Christine Nielsen, CEO of the Canadian Society for Medical Laboratory Science, explained that the supply-chain problem includes many routine items, such as Phosphate-buffered saline, and cannot be solved by stockpiling certain supplies.
“It’s also a challenge because we’ve moved to just-in-time (JIT) inventory across all sectors, including labs … They outdate just like food [and] are no longer fresh. [The product] is no longer reliable and you can’t use it. So, we can’t stockpile either,” Nielsen told Forbes.
Shortages Hit Other Critical Healthcare Sectors
But shortages of supplies and equipment have spread beyond the clinical laboratory. Intravenous contrast—which contains iodine and is used to improve the accuracy of CT scans and exclude life-threatening conditions such as cancer—has been in short supply since GE Healthcare shut down its manufacturing facility in Shanghai, China, during the city’s two-month pandemic lockdown that began in early April.

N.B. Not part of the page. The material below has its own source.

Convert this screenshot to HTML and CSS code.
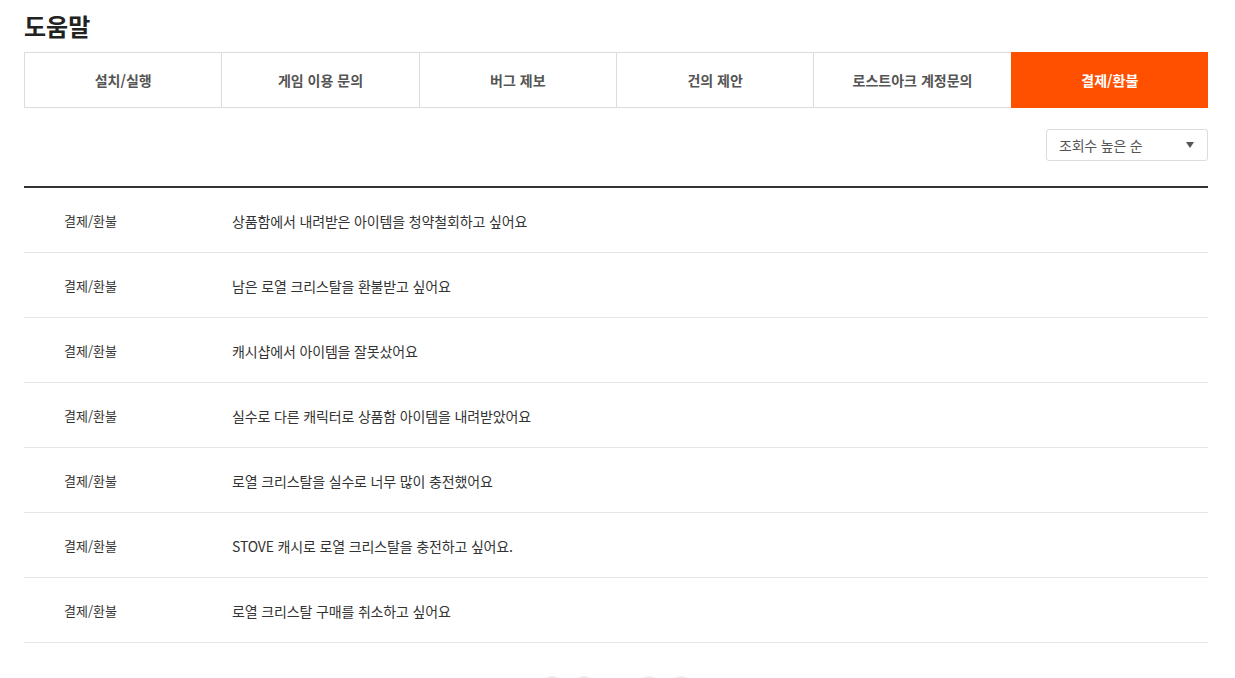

“I can’t overstate the importance of iodinated contrast for really critical diagnostic tests,” said radiologist Geoffrey Rubin, MD, a specialist in cardiovascular and pulmonary imaging, and professor and Chair of Radiology at University of Arizona, Tucson, in a Radiological Society of North America (RSNA) news release covering the contrast shortage.
“This isn’t an ancillary tool. This is something that’s used many, many times every day for both lifesaving decisions in the setting of trauma and for managing cancer patients and determining the appropriate care for them,” he added.

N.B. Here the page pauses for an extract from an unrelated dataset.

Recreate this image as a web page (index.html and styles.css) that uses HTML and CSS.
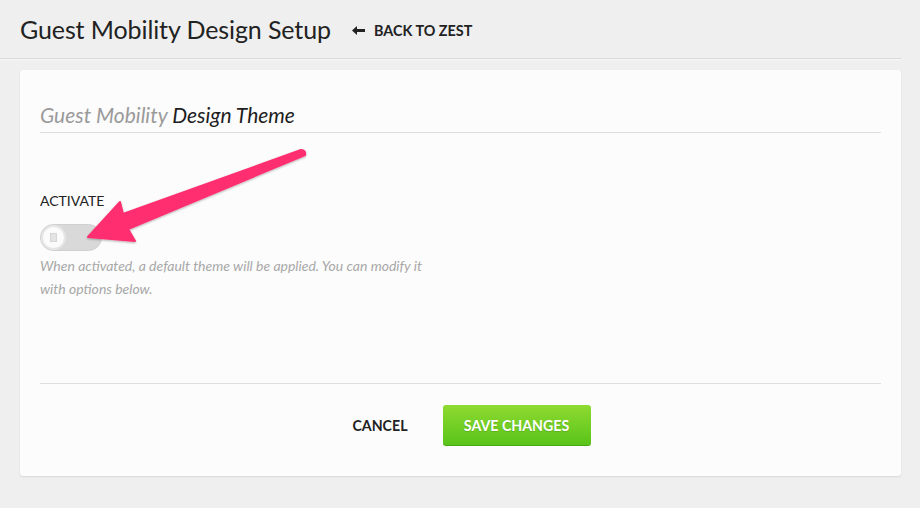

GE Healthcare is one of four companies that supply iodine-containing contrast to the United States, but the other three manufacturers have been unable to scale-up and offset the shortage.
By June 14, 2022, the Shanghai facility had returned to 100% production capacity following the easing of local COVID restrictions, according to a GE Healthcare statement. But shortages remain.

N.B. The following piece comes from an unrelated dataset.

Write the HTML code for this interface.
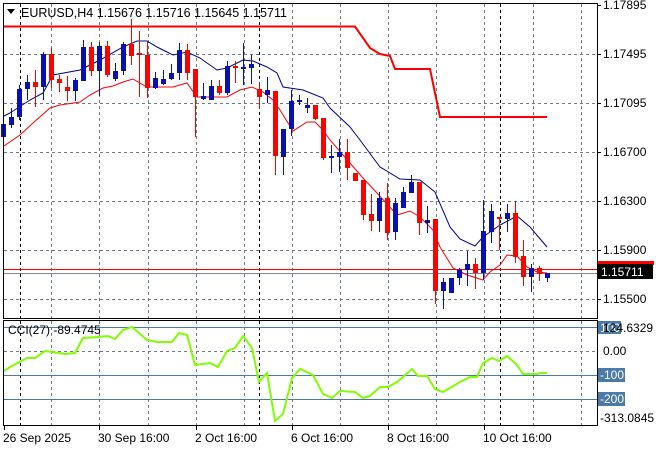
<!DOCTYPE html>
<html><head><meta charset="utf-8"><style>
html,body{margin:0;padding:0;background:#fff;width:660px;height:450px;overflow:hidden}
svg{display:block;font-family:"Liberation Sans",sans-serif;font-size:12px}
</style></head><body>
<svg id="s" width="660" height="450" xmlns="http://www.w3.org/2000/svg">
<rect x="0" y="0" width="660" height="450" fill="#fff"/>
<g id="grid" stroke="#707a8a" stroke-width="1" stroke-dasharray="3,3" fill="none"></g>
<g id="cci"></g>
<g id="main"></g>
<rect x="3.5" y="3.5" width="594" height="315" fill="none" stroke="#000"/>
<rect x="3.5" y="320.5" width="594" height="105" fill="none" stroke="#000"/>
<text x="21" y="17" font-size="12.5" fill="#000">EURUSD,H4  1.15676 1.15716 1.15645 1.15711</text>
<polygon points="7,9 15,9 11,14" fill="#000"/>
<text x="8" y="334" fill="#000">CCI(27) -89.4745</text>
<g id="axis" fill="#000"></g>
</svg>
<script>
var NS="http://www.w3.org/2000/svg";
function el(p,t,a,txt){var e=document.createElementNS(NS,t);for(var k in a)e.setAttribute(k,a[k]);if(txt!=null)e.textContent=txt;document.getElementById(p).appendChild(e);return e;}
var gx=[51,99,148,196,244,292,340,388,436,484,533,581];
gx.forEach(function(x){el('grid','line',{x1:x+.5,y1:4,x2:x+.5,y2:318});el('grid','line',{x1:x+.5,y1:321,x2:x+.5,y2:425});});
[20,259,500].forEach(function(x){el('grid','line',{x1:x+.5,y1:4,x2:x+.5,y2:318,stroke:'#000'});el('grid','line',{x1:x+.5,y1:321,x2:x+.5,y2:425,stroke:'#000'});});
[54,103,152,201,250,299].forEach(function(y){el('grid','line',{x1:4,y1:y+.5,x2:597,y2:y+.5});});
el('grid','line',{x1:4,y1:351.5,x2:597,y2:351.5});
[327,375,399].forEach(function(y){el('cci','line',{x1:4,y1:y+.5,x2:597,y2:y+.5,stroke:'#4a7aa8','stroke-width':1});});
var cp=[[4,371],[10,367],[27,358],[35,358],[45,351],[52,352],[65,354],[75,353],[83,338],[98,337],[108,336],[115,339],[123,330],[132,327],[147,340],[157,342],[172,342],[179,333],[187,335],[195,365],[210,363],[218,367],[227,351],[235,348],[243,336],[252,348],[259,382],[267,373],[275,421],[283,414],[292,378],[300,369],[313,375],[323,394],[332,398],[340,391],[355,392],[363,398],[370,396],[380,387],[388,387],[397,382],[412,369],[418,376],[427,376],[435,389],[443,392],[460,382],[470,377],[477,377],[483,363],[492,358],[499,361],[507,356],[517,365],[523,374],[537,374],[540,373],[547,373]];
el('cci','polyline',{points:cp.join(' '),fill:'none',stroke:'#7fff00','stroke-width':2});
el('main','line',{x1:4,y1:269.5,x2:597,y2:269.5,stroke:'#ff0000'});
el('main','line',{x1:4,y1:273.5,x2:597,y2:273.5,stroke:'#808890'});
el('main','polyline',{points:'4,26.5 355,26.5 370,48 380,54 390,56 395,69 430,69 440,117 547,117',fill:'none',stroke:'#f00','stroke-width':2});
var nv=[[4,116],[10,113],[30,100],[43,93],[53,75],[80,70],[100,60],[123,47],[137,41],[147,41],[157,47],[173,55],[187,52],[200,58],[217,70],[227,68],[243,60],[253,61],[267,67],[277,73],[283,87],[303,90],[323,98],[330,108],[350,127],[360,140],[380,167],[400,179],[420,180],[435,192],[450,227],[460,239],[475,246],[483,237],[500,225],[517,216],[530,227],[547,247]];
var rd=[[4,146],[20,135],[33,123],[50,108],[60,105],[80,102],[90,95],[103,88],[113,86],[123,82],[133,79],[138,82],[147,87],[173,87],[187,83],[197,97],[227,97],[240,90],[252,87],[263,92],[273,100],[280,110],[293,131],[307,122],[315,122],[323,130],[330,140],[350,163],[363,178],[377,193],[397,215],[410,211],[420,217],[433,230],[440,247],[453,268],[467,275],[483,280],[490,272],[500,265],[507,255],[517,256],[527,267],[537,272],[547,273]];
el('main','polyline',{points:nv.join(' '),fill:'none',stroke:'#00008b','stroke-width':1});
el('main','polyline',{points:rd.join(' '),fill:'none',stroke:'#f00','stroke-width':1});
var C=[[124,137,120,140,0],[117,125,108,128,0],[89,117,85,120,0],[82,89,75,100,0],[82,87,70,107,1],[54,87,52,100,0],[54,80,48,88,1],[79,83,75,92,1],[87,91,76,101,1],[80,91,78,101,0],[47,81,40,81,0],[47,71,42,76,1],[46,71,42,96,0],[46,75,41,77,1],[71,79,63,81,0],[44,71,42,75,0],[44,56,19,65,1],[53,55,31,97,1],[55,88,42,98,1],[78,88,72,89,0],[79,84,70,85,0],[73,79,64,80,0],[50,73,43,80,0],[50,73,44,80,1],[69,97,69,137,1],[96,99,83,100,0],[86,100,80,100,0],[86,93,80,95,1],[66,93,61,95,0],[66,68,61,83,1],[67,68,43,85,0],[64,68,55,84,0],[89,97,82,109,1],[90,95,77,103,0],[91,156,91,175,1],[129,157,129,175,0],[101,129,90,136,0],[100,101,95,105,0],[105,108,98,113,0],[105,119,105,120,1],[118,158,118,160,1],[156,158,145,173,0],[152,157,139,172,0],[152,168,139,180,1],[173,181,173,181,1],[180,215,180,220,1],[214,221,194,231,1],[198,221,192,232,0],[198,233,183,240,1],[203,232,198,240,0],[192,208,187,208,0],[182,193,175,193,0],[182,223,182,235,1],[220,223,206,233,0],[219,291,219,304,1],[282,291,278,309,0],[278,293,278,293,0],[270,278,268,285,0],[264,270,251,286,0],[264,273,258,289,1],[231,273,200,280,0],[211,232,204,243,0],[217,219,217,250,1],[213,219,204,232,0],[213,257,201,263,1],[256,277,240,286,1],[268,277,264,292,0],[268,274,266,281,1],[273,278,273,282,0]];
C.forEach(function(c,i){var x=Math.round(3+8*i);var col=c[4]?'#ff0000':'#0a0fb4';
 el('main','rect',{x:x,y:c[2],width:1,height:Math.max(1,c[3]-c[2]),fill:col});
 var h=Math.max(2,c[1]-c[0]);el('main','rect',{x:x-2,y:c[0],width:5,height:h,fill:col});});
var pl=[[5,'1.17895'],[54,'1.17495'],[103,'1.17095'],[152,'1.16700'],[201,'1.16300'],[250,'1.15900'],[299,'1.15500']];
pl.forEach(function(p){el('axis','line',{x1:597,y1:p[0]+.5,x2:601,y2:p[0]+.5,stroke:'#000'});el('axis','text',{x:603,y:p[0]+4},p[1]);});
el('axis','rect',{x:598,y:261,width:56,height:4,fill:'#f00'});
el('axis','rect',{x:598,y:264,width:55,height:15,fill:'#000'});
el('axis','text',{x:601,y:276,fill:'#fff'},'1.15711');
el('axis','rect',{x:598,y:321,width:23,height:13,fill:'#4a7aa8'});
el('axis','text',{x:600,y:332,fill:'#fff'},'100');
el('axis','text',{x:603,y:332},'124.6329');
el('axis','text',{x:603,y:355},'0.00');
el('axis','rect',{x:598,y:368,width:27,height:14,fill:'#4a7aa8'});
el('axis','text',{x:600,y:379,fill:'#fff'},'-100');
el('axis','rect',{x:598,y:392,width:27,height:14,fill:'#4a7aa8'});
el('axis','text',{x:600,y:403,fill:'#fff'},'-200');
el('axis','text',{x:600,y:422},'-313.0845');
var dl=[[4,'26 Sep 2025'],[99,'30 Sep 16:00'],[196,'2 Oct 16:00'],[292,'6 Oct 16:00'],[388,'8 Oct 16:00'],[484,'10 Oct 16:00']];
dl.forEach(function(d){el('axis','line',{x1:d[0]+.5,y1:425,x2:d[0]+.5,y2:430,stroke:'#000'});el('axis','text',{x:d[0]-1,y:442},d[1]);});
</script>
</body></html>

“There is still the challenge of bringing the contrast media across the ocean and distributing it to healthcare facilities across the nation,” Nancy Foster, the American Hospital Association’s (AHA) Vice President of Quality and Patient Safety Policy, told CNN.
“The hospital association estimates that about half of all hospitals in the United States rely on GE for contrast dye to perform about 20 million scans a year, or about 385,000 scans each week,” CNN reported.
Critical Medical Products Must be Manufactured Domestically
“We’ve been having shortages throughout the pandemic. At the very beginning of the pandemic, it was PPE shortages,” Jain said. “Now, we have contrast shortages and formula shortages for babies.”
The infant formula crisis is the other headline grabbing news in recent weeks. Three companies—Abbott, Reckitt, and Gerber—manufacture 95% of the baby formula sold in the US, with Abbott controlling roughly 42% of the nation’s supply, CNN reported.
“Initially, this problem affected those who are on more specialized formulas or had nutritional issues,” Stephanie Seger, Director of Government Relations at Children’s Mercy Hospital in Kansas City, Mo., told CNN. ‘Then the gap, or the emptiness on the shelves, increased to the point where it’s now any formula. It’s now any parent of any baby.”
The Biden administration took steps in May to increase the supply of imported formula, but like the Intravenous contrast shortage, the problem has not been solved.
The COVID-19 pandemic has served to underscore the serious issues affecting supply chains for hospital, medical laboratory, and other critical supplies. While no quick fix has appeared on the horizon, the clinical laboratory industry should take steps now to work toward long-term solutions.